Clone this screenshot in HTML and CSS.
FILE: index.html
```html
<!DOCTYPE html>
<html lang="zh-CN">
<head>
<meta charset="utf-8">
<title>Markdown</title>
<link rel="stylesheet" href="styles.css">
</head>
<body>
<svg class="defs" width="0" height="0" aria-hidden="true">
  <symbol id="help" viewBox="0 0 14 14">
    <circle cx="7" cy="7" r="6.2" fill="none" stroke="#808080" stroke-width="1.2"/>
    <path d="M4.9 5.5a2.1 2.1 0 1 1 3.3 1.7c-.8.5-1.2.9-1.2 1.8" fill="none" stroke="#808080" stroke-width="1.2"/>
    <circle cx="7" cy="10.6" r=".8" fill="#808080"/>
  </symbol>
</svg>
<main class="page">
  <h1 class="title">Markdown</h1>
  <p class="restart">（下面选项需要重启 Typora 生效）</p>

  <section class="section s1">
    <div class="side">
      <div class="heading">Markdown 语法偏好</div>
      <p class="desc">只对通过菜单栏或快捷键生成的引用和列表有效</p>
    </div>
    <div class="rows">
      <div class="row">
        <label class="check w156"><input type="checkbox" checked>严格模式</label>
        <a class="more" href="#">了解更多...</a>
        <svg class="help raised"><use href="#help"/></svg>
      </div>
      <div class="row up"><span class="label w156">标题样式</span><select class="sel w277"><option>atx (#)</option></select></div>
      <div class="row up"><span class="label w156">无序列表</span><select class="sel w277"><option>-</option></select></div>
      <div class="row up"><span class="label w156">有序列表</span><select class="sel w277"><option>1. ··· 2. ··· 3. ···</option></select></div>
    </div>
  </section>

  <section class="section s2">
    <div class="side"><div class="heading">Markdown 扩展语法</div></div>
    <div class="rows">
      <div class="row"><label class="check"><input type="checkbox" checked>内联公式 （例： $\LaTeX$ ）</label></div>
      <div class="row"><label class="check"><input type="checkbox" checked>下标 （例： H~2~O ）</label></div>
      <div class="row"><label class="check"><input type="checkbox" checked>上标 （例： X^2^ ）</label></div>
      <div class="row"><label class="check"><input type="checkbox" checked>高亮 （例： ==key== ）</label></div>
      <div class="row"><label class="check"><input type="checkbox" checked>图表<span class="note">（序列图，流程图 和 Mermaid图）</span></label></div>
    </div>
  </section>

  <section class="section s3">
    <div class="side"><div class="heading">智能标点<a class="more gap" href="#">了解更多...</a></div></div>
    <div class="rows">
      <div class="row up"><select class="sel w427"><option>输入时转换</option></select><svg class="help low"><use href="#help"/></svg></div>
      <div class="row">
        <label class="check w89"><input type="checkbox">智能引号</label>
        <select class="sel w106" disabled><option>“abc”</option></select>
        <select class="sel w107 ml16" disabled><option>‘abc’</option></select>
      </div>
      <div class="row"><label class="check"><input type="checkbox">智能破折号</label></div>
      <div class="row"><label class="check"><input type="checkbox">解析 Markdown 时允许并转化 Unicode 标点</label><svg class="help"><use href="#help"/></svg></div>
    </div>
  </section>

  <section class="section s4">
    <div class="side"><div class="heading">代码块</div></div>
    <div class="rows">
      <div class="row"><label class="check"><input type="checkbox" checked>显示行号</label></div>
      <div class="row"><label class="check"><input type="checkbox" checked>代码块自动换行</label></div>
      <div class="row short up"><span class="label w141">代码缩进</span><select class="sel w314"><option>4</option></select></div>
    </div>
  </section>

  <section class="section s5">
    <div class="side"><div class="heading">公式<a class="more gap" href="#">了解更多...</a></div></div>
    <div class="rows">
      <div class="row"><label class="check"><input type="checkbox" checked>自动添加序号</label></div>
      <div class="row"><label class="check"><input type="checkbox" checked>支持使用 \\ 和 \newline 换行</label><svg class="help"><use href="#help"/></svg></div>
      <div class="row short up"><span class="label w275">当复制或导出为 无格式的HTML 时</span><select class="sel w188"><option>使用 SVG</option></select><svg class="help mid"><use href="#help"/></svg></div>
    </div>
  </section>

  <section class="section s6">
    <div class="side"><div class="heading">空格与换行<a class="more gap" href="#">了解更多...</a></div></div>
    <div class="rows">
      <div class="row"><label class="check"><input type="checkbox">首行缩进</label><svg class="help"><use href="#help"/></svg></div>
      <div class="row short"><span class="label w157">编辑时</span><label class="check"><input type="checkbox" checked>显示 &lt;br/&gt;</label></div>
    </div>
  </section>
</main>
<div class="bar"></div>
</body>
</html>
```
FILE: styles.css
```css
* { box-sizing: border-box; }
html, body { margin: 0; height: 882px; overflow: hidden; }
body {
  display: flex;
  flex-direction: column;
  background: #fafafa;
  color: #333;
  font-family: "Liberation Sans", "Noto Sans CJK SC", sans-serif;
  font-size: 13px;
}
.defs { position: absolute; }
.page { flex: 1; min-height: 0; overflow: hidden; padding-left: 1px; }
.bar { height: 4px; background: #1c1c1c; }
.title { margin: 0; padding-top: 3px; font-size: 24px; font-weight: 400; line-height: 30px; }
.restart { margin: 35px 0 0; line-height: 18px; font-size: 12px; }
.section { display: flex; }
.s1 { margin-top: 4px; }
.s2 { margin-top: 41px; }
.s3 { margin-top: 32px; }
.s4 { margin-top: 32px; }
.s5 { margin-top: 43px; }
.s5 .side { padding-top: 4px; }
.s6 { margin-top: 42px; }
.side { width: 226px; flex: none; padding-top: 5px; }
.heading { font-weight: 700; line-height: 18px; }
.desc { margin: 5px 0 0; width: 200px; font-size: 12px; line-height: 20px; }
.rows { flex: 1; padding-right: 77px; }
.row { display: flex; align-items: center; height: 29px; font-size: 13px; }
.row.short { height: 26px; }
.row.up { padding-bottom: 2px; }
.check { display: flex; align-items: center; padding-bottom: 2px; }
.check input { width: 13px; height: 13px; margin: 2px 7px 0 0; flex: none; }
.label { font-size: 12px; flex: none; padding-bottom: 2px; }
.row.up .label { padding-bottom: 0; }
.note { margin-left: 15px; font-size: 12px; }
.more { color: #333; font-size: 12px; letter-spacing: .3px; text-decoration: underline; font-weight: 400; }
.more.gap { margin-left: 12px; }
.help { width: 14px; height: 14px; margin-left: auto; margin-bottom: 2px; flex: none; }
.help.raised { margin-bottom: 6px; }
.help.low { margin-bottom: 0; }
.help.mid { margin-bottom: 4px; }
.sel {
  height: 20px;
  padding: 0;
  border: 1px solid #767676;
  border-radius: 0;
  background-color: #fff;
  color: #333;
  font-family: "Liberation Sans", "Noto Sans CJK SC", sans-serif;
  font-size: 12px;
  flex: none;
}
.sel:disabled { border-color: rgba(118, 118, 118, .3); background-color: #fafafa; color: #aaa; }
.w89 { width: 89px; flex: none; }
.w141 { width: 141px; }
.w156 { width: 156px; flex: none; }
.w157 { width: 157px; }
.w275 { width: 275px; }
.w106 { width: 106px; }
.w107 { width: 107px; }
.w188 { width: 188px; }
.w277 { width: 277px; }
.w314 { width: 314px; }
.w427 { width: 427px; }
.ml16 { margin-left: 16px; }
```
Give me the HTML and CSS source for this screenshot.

+++++

- **TASK PROMPT**: Each entry above needs to be retyped exactly.

- **RESPONSE BELOW**:
Clone this screenshot in HTML and CSS.
FILE: index.html
```html
<!DOCTYPE html>
<html lang="zh-CN">
<head>
<meta charset="utf-8">
<title>Markdown</title>
<link rel="stylesheet" href="styles.css">
</head>
<body>
<svg class="defs" width="0" height="0" aria-hidden="true">
  <symbol id="help" viewBox="0 0 14 14">
    <circle cx="7" cy="7" r="6.2" fill="none" stroke="#808080" stroke-width="1.2"/>
    <path d="M4.9 5.5a2.1 2.1 0 1 1 3.3 1.7c-.8.5-1.2.9-1.2 1.8" fill="none" stroke="#808080" stroke-width="1.2"/>
    <circle cx="7" cy="10.6" r=".8" fill="#808080"/>
  </symbol>
</svg>
<main class="page">
  <h1 class="title">Markdown</h1>
  <p class="restart">（下面选项需要重启 Typora 生效）</p>

  <section class="section s1">
    <div class="side">
      <div class="heading">Markdown 语法偏好</div>
      <p class="desc">只对通过菜单栏或快捷键生成的引用和列表有效</p>
    </div>
    <div class="rows">
      <div class="row">
        <label class="check w156"><input type="checkbox" checked>严格模式</label>
        <a class="more" href="#">了解更多...</a>
        <svg class="help raised"><use href="#help"/></svg>
      </div>
      <div class="row up"><span class="label w156">标题样式</span><select class="sel w277"><option>atx (#)</option></select></div>
      <div class="row up"><span class="label w156">无序列表</span><select class="sel w277"><option>-</option></select></div>
      <div class="row up"><span class="label w156">有序列表</span><select class="sel w277"><option>1. ··· 2. ··· 3. ···</option></select></div>
    </div>
  </section>

  <section class="section s2">
    <div class="side"><div class="heading">Markdown 扩展语法</div></div>
    <div class="rows">
      <div class="row"><label class="check"><input type="checkbox" checked>内联公式 （例： $\LaTeX$ ）</label></div>
      <div class="row"><label class="check"><input type="checkbox" checked>下标 （例： H~2~O ）</label></div>
      <div class="row"><label class="check"><input type="checkbox" checked>上标 （例： X^2^ ）</label></div>
      <div class="row"><label class="check"><input type="checkbox" checked>高亮 （例： ==key== ）</label></div>
      <div class="row"><label class="check"><input type="checkbox" checked>图表<span class="note">（序列图，流程图 和 Mermaid图）</span></label></div>
    </div>
  </section>

  <section class="section s3">
    <div class="side"><div class="heading">智能标点<a class="more gap" href="#">了解更多...</a></div></div>
    <div class="rows">
      <div class="row up"><select class="sel w427"><option>输入时转换</option></select><svg class="help low"><use href="#help"/></svg></div>
      <div class="row">
        <label class="check w89"><input type="checkbox">智能引号</label>
        <select class="sel w106" disabled><option>“abc”</option></select>
        <select class="sel w107 ml16" disabled><option>‘abc’</option></select>
      </div>
      <div class="row"><label class="check"><input type="checkbox">智能破折号</label></div>
      <div class="row"><label class="check"><input type="checkbox">解析 Markdown 时允许并转化 Unicode 标点</label><svg class="help"><use href="#help"/></svg></div>
    </div>
  </section>

  <section class="section s4">
    <div class="side"><div class="heading">代码块</div></div>
    <div class="rows">
      <div class="row"><label class="check"><input type="checkbox" checked>显示行号</label></div>
      <div class="row"><label class="check"><input type="checkbox" checked>代码块自动换行</label></div>
      <div class="row short up"><span class="label w141">代码缩进</span><select class="sel w314"><option>4</option></select></div>
    </div>
  </section>

  <section class="section s5">
    <div class="side"><div class="heading">公式<a class="more gap" href="#">了解更多...</a></div></div>
    <div class="rows">
      <div class="row"><label class="check"><input type="checkbox" checked>自动添加序号</label></div>
      <div class="row"><label class="check"><input type="checkbox" checked>支持使用 \\ 和 \newline 换行</label><svg class="help"><use href="#help"/></svg></div>
      <div class="row short up"><span class="label w275">当复制或导出为 无格式的HTML 时</span><select class="sel w188"><option>使用 SVG</option></select><svg class="help mid"><use href="#help"/></svg></div>
    </div>
  </section>

  <section class="section s6">
    <div class="side"><div class="heading">空格与换行<a class="more gap" href="#">了解更多...</a></div></div>
    <div class="rows">
      <div class="row"><label class="check"><input type="checkbox">首行缩进</label><svg class="help"><use href="#help"/></svg></div>
      <div class="row short"><span class="label w157">编辑时</span><label class="check"><input type="checkbox" checked>显示 &lt;br/&gt;</label></div>
    </div>
  </section>
</main>
<div class="bar"></div>
</body>
</html>
```
FILE: styles.css
```css
* { box-sizing: border-box; }
html, body { margin: 0; height: 882px; overflow: hidden; }
body {
  display: flex;
  flex-direction: column;
  background: #fafafa;
  color: #333;
  font-family: "Liberation Sans", "Noto Sans CJK SC", sans-serif;
  font-size: 13px;
}
.defs { position: absolute; }
.page { flex: 1; min-height: 0; overflow: hidden; padding-left: 1px; }
.bar { height: 4px; background: #1c1c1c; }
.title { margin: 0; padding-top: 3px; font-size: 24px; font-weight: 400; line-height: 30px; }
.restart { margin: 35px 0 0; line-height: 18px; font-size: 12px; }
.section { display: flex; }
.s1 { margin-top: 4px; }
.s2 { margin-top: 41px; }
.s3 { margin-top: 32px; }
.s4 { margin-top: 32px; }
.s5 { margin-top: 43px; }
.s5 .side { padding-top: 4px; }
.s6 { margin-top: 42px; }
.side { width: 226px; flex: none; padding-top: 5px; }
.heading { font-weight: 700; line-height: 18px; }
.desc { margin: 5px 0 0; width: 200px; font-size: 12px; line-height: 20px; }
.rows { flex: 1; padding-right: 77px; }
.row { display: flex; align-items: center; height: 29px; font-size: 13px; }
.row.short { height: 26px; }
.row.up { padding-bottom: 2px; }
.check { display: flex; align-items: center; padding-bottom: 2px; }
.check input { width: 13px; height: 13px; margin: 2px 7px 0 0; flex: none; }
.label { font-size: 12px; flex: none; padding-bottom: 2px; }
.row.up .label { padding-bottom: 0; }
.note { margin-left: 15px; font-size: 12px; }
.more { color: #333; font-size: 12px; letter-spacing: .3px; text-decoration: underline; font-weight: 400; }
.more.gap { margin-left: 12px; }
.help { width: 14px; height: 14px; margin-left: auto; margin-bottom: 2px; flex: none; }
.help.raised { margin-bottom: 6px; }
.help.low { margin-bottom: 0; }
.help.mid { margin-bottom: 4px; }
.sel {
  height: 20px;
  padding: 0;
  border: 1px solid #767676;
  border-radius: 0;
  background-color: #fff;
  color: #333;
  font-family: "Liberation Sans", "Noto Sans CJK SC", sans-serif;
  font-size: 12px;
  flex: none;
}
.sel:disabled { border-color: rgba(118, 118, 118, .3); background-color: #fafafa; color: #aaa; }
.w89 { width: 89px; flex: none; }
.w141 { width: 141px; }
.w156 { width: 156px; flex: none; }
.w157 { width: 157px; }
.w275 { width: 275px; }
.w106 { width: 106px; }
.w107 { width: 107px; }
.w188 { width: 188px; }
.w277 { width: 277px; }
.w314 { width: 314px; }
.w427 { width: 427px; }
.ml16 { margin-left: 16px; }
```
Give me the HTML and CSS source for this screenshot.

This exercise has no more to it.